Count lines with the string "this" in them. State the number alone.

Material for the task —
+--

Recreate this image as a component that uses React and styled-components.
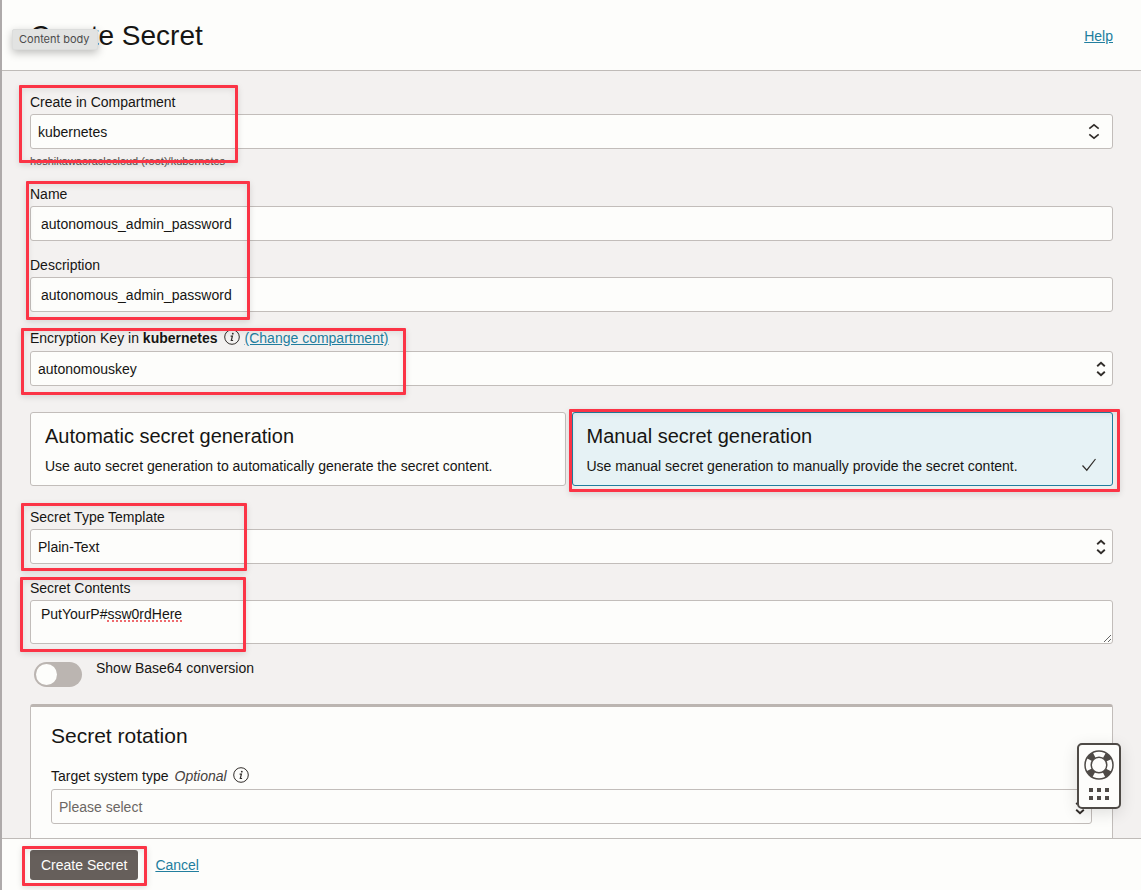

+--

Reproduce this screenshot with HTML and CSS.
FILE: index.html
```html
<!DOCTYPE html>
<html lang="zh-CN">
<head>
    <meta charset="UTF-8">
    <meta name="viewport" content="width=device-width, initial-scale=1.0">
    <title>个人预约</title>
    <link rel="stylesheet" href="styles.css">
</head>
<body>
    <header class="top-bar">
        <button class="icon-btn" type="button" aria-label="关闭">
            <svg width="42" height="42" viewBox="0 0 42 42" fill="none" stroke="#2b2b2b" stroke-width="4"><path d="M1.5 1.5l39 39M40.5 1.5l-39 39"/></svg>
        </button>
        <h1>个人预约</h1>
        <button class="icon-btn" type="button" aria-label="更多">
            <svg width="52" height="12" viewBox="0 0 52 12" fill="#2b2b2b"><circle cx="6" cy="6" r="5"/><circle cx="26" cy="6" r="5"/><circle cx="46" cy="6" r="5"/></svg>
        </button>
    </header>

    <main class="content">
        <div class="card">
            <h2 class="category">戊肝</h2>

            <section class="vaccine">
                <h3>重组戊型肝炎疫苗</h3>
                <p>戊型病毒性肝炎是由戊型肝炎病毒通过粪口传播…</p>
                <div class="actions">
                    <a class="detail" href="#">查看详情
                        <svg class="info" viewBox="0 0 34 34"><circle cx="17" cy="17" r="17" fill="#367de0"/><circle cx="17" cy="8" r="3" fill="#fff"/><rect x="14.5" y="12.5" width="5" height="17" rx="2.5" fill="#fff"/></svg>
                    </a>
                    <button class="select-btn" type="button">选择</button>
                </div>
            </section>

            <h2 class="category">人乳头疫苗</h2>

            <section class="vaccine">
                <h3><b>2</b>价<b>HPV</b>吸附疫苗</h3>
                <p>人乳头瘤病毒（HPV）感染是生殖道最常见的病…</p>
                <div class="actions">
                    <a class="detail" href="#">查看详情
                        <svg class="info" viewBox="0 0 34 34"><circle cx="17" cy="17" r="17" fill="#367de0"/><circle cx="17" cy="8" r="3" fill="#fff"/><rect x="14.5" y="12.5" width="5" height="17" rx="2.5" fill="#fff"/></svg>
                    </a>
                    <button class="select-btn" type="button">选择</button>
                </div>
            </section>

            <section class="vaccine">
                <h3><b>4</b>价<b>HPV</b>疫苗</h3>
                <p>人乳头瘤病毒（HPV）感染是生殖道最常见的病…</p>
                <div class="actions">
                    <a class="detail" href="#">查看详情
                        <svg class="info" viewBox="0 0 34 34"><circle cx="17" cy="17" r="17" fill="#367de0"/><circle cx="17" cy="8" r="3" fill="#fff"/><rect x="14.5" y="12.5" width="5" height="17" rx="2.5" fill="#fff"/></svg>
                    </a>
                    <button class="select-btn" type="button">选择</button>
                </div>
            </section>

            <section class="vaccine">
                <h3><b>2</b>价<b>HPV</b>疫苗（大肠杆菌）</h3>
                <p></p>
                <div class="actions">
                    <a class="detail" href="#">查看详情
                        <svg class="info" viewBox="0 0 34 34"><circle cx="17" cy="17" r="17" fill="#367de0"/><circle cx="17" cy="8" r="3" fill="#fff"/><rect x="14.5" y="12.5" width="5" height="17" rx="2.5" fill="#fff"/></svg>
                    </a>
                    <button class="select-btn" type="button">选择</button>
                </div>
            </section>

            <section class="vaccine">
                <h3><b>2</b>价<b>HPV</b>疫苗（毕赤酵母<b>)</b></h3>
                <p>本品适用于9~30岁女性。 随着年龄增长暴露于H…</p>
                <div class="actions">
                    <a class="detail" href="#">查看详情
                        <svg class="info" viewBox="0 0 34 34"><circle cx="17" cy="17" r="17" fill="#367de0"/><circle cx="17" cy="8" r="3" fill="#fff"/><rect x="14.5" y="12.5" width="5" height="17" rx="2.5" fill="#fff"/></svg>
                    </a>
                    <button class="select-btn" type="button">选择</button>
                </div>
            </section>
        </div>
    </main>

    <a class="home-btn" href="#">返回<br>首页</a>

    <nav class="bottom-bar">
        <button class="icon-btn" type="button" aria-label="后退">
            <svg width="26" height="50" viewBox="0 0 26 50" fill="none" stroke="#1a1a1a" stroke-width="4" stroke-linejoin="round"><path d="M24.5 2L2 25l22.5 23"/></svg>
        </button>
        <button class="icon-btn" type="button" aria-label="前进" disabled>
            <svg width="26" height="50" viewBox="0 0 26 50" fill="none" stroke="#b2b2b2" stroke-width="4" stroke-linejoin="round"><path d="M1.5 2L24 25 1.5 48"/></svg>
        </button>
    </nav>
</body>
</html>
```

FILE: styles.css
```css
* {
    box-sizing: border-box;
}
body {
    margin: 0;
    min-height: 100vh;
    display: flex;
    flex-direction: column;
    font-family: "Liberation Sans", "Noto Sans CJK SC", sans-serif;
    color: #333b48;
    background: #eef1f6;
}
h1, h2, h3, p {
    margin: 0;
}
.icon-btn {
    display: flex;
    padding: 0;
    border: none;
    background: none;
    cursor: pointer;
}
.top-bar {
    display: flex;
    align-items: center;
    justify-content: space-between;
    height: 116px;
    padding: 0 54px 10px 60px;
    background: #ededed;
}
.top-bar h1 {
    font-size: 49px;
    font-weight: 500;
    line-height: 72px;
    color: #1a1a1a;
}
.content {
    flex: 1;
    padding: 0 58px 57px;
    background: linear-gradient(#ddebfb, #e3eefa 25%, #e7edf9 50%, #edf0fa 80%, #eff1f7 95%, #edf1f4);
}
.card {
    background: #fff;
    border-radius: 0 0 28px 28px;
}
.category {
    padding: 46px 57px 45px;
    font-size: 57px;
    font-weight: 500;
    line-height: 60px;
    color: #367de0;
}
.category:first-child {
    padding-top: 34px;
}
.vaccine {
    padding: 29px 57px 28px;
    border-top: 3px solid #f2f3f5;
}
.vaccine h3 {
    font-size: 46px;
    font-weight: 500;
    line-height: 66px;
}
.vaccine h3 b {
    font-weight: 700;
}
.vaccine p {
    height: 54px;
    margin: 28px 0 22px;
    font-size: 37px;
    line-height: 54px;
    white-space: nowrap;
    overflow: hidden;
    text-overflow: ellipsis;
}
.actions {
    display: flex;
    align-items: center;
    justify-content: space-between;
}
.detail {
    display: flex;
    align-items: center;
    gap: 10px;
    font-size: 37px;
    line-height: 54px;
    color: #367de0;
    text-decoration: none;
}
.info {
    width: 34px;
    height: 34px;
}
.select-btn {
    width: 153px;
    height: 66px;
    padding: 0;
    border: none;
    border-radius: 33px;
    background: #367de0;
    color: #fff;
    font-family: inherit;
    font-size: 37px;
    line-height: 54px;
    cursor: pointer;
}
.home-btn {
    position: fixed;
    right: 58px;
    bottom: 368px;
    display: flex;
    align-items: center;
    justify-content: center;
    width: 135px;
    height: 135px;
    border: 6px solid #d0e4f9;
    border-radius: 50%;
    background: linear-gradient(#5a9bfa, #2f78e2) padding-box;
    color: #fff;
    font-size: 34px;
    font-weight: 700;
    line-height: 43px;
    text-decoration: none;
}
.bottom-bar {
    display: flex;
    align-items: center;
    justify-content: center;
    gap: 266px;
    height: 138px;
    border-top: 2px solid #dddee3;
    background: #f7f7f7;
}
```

+--

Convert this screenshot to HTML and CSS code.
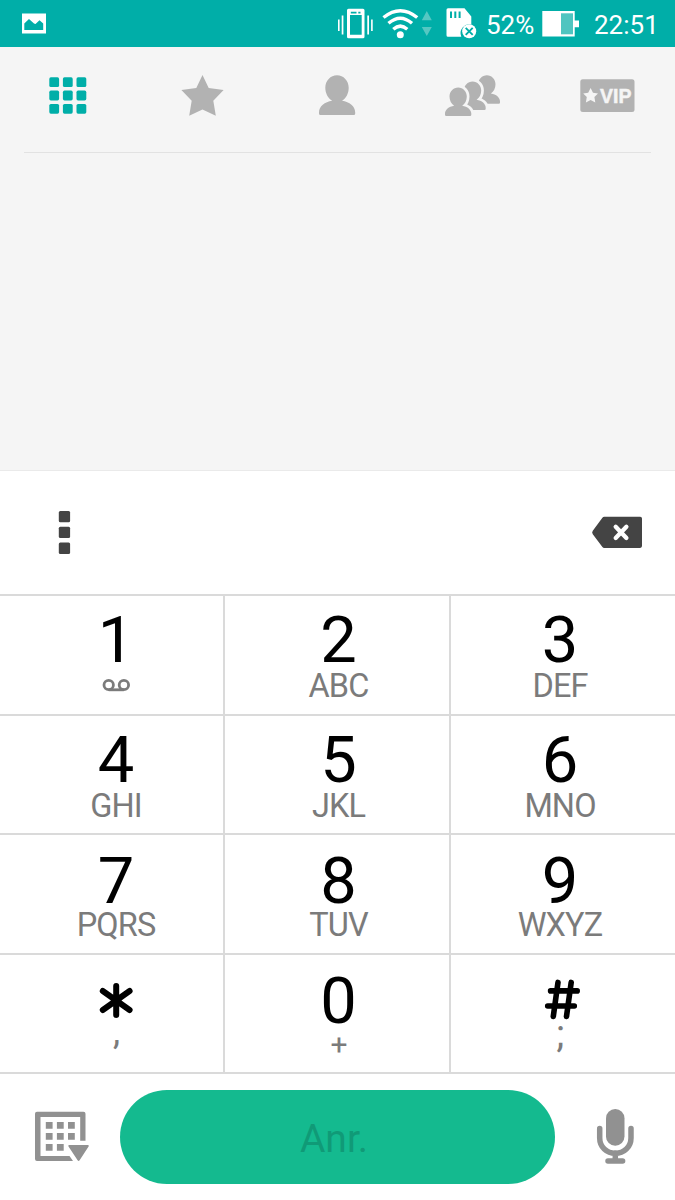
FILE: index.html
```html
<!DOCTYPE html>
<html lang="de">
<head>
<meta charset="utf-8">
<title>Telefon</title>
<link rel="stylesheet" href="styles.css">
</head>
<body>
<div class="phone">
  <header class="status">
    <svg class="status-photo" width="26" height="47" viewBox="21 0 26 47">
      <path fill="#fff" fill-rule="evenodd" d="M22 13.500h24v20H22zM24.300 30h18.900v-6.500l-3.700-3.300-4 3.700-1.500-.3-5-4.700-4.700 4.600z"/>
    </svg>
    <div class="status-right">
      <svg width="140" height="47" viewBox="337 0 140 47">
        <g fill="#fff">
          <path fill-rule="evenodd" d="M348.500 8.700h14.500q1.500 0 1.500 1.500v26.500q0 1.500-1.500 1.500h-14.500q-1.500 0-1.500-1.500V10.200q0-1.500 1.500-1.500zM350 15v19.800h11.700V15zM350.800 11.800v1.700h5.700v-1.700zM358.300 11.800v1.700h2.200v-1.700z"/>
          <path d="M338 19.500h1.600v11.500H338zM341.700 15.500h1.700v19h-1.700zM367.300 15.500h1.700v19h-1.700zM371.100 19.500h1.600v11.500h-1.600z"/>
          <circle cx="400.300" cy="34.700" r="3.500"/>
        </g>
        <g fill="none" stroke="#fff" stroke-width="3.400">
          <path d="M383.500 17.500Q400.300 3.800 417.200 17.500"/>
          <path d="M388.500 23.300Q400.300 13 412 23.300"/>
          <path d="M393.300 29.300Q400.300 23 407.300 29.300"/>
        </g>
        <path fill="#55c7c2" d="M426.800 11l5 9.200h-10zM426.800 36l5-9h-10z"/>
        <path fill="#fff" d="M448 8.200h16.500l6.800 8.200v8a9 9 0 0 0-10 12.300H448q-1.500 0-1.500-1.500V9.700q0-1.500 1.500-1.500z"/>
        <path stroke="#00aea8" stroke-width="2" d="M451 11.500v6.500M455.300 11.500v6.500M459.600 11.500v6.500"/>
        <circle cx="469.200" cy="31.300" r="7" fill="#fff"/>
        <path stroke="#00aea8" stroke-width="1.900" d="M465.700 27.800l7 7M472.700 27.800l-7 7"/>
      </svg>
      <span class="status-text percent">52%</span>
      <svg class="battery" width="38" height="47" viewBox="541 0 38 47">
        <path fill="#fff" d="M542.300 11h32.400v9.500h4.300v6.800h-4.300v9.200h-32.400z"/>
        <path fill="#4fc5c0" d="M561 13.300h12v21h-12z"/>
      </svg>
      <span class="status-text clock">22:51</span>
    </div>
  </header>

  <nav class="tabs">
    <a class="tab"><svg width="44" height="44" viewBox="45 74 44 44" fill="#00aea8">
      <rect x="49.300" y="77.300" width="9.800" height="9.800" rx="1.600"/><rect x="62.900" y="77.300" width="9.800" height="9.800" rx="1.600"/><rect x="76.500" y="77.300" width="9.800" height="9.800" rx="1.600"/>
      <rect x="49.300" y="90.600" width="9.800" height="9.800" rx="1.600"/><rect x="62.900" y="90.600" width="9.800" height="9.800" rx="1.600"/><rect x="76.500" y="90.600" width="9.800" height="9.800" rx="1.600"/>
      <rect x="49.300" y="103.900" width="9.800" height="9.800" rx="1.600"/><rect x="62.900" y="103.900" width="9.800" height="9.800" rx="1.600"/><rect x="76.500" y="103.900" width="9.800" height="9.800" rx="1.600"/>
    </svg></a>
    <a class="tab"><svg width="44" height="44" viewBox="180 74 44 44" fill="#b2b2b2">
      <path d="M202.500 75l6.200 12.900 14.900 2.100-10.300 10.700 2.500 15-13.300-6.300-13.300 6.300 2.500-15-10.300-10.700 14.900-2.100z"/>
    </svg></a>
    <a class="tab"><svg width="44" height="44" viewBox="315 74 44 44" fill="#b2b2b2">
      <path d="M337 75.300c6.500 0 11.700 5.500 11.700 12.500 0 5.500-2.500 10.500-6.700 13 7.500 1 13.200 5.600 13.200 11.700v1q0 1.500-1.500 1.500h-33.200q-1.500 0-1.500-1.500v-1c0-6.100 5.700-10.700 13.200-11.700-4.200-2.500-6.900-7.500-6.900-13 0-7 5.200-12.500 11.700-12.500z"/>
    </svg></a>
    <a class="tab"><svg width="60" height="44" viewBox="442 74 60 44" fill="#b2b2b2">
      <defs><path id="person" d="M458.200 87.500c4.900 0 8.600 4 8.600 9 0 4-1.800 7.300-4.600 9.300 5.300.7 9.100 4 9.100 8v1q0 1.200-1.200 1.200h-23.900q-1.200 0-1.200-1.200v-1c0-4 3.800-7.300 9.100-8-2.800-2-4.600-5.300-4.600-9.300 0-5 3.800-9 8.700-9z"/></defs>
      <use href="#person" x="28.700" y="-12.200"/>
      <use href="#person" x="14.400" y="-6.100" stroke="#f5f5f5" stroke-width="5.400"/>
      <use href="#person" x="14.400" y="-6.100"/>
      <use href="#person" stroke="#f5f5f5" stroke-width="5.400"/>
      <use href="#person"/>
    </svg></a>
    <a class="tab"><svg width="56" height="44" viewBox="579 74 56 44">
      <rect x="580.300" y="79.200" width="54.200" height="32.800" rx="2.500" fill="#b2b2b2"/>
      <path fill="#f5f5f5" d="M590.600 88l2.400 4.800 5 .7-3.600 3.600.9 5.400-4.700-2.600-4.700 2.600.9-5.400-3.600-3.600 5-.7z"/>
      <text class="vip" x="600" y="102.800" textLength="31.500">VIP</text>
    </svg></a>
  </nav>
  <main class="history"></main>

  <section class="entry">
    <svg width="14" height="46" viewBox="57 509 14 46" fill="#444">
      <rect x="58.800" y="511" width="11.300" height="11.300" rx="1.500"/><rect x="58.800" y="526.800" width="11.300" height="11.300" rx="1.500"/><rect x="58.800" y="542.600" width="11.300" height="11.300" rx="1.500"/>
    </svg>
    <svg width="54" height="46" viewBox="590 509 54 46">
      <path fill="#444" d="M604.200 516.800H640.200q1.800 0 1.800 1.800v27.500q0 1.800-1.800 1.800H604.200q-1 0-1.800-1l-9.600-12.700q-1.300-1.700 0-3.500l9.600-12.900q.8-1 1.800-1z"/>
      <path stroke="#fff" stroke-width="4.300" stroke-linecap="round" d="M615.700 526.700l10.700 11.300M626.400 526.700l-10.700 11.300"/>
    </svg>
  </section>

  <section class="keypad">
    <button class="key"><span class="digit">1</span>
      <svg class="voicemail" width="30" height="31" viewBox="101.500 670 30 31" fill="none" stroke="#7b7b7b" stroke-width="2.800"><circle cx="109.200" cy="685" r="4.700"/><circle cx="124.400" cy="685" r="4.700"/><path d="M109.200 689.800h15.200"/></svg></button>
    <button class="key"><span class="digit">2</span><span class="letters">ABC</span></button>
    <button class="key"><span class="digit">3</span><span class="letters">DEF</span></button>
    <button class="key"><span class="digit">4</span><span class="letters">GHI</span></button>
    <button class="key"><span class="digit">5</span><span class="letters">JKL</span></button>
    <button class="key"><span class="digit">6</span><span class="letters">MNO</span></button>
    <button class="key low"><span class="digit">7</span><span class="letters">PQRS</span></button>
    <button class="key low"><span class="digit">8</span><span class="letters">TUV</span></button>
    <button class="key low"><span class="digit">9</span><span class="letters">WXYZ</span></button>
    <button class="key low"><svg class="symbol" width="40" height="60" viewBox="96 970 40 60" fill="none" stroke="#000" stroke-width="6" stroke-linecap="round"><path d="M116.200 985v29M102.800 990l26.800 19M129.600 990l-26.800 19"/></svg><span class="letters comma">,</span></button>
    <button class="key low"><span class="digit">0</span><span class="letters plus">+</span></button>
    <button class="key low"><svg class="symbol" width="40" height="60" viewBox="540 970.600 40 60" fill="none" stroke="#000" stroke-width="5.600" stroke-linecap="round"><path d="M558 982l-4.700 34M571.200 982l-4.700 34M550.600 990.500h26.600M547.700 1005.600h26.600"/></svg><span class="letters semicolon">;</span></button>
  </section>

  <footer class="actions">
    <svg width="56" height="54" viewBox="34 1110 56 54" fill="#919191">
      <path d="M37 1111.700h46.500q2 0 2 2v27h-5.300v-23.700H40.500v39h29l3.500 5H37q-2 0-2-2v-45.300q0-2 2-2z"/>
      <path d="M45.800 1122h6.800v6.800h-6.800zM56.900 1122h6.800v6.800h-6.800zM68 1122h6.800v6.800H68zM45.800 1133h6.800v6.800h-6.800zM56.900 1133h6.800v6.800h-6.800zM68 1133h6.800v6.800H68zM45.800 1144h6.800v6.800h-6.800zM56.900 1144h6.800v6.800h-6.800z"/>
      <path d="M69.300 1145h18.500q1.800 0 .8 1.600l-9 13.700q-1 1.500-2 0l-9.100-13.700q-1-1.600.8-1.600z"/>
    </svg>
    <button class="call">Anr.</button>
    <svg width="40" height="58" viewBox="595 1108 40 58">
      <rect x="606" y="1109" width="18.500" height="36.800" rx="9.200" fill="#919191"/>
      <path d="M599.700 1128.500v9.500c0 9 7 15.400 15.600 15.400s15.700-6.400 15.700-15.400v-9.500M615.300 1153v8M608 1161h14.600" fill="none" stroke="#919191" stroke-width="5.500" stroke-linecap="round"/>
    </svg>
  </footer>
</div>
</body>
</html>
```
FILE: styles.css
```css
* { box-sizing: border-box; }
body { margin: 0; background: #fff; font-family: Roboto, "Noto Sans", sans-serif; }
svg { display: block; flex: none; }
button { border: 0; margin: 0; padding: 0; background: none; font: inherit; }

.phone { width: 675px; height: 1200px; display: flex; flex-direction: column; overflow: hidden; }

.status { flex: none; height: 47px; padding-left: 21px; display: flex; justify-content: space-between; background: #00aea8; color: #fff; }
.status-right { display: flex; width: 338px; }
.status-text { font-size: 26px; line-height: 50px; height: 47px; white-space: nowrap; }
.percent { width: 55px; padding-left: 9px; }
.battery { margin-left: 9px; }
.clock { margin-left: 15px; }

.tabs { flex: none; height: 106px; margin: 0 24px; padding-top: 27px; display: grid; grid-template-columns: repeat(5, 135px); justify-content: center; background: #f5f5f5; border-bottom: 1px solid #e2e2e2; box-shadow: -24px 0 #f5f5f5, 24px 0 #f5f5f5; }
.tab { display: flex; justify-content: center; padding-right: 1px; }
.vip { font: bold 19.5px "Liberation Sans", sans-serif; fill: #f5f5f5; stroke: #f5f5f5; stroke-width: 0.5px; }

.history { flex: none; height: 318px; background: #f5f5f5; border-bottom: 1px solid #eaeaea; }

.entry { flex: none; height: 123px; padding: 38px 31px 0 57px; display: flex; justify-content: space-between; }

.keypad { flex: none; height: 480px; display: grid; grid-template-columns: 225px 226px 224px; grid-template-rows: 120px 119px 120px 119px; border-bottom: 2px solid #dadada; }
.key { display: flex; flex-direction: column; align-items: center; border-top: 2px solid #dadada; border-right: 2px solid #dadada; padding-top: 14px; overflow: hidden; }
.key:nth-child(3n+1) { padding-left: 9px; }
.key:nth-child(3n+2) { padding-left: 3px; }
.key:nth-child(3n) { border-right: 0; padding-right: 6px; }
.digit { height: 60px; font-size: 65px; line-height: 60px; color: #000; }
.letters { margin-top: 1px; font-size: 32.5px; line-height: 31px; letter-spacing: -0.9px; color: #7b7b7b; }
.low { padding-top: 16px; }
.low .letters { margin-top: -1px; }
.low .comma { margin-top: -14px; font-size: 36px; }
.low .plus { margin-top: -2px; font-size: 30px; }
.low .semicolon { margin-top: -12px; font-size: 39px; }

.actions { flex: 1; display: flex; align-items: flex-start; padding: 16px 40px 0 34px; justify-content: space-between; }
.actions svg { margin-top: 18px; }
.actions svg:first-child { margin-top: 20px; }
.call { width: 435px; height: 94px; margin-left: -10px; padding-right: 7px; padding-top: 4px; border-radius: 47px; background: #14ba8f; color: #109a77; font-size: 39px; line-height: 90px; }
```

+--

In response — 3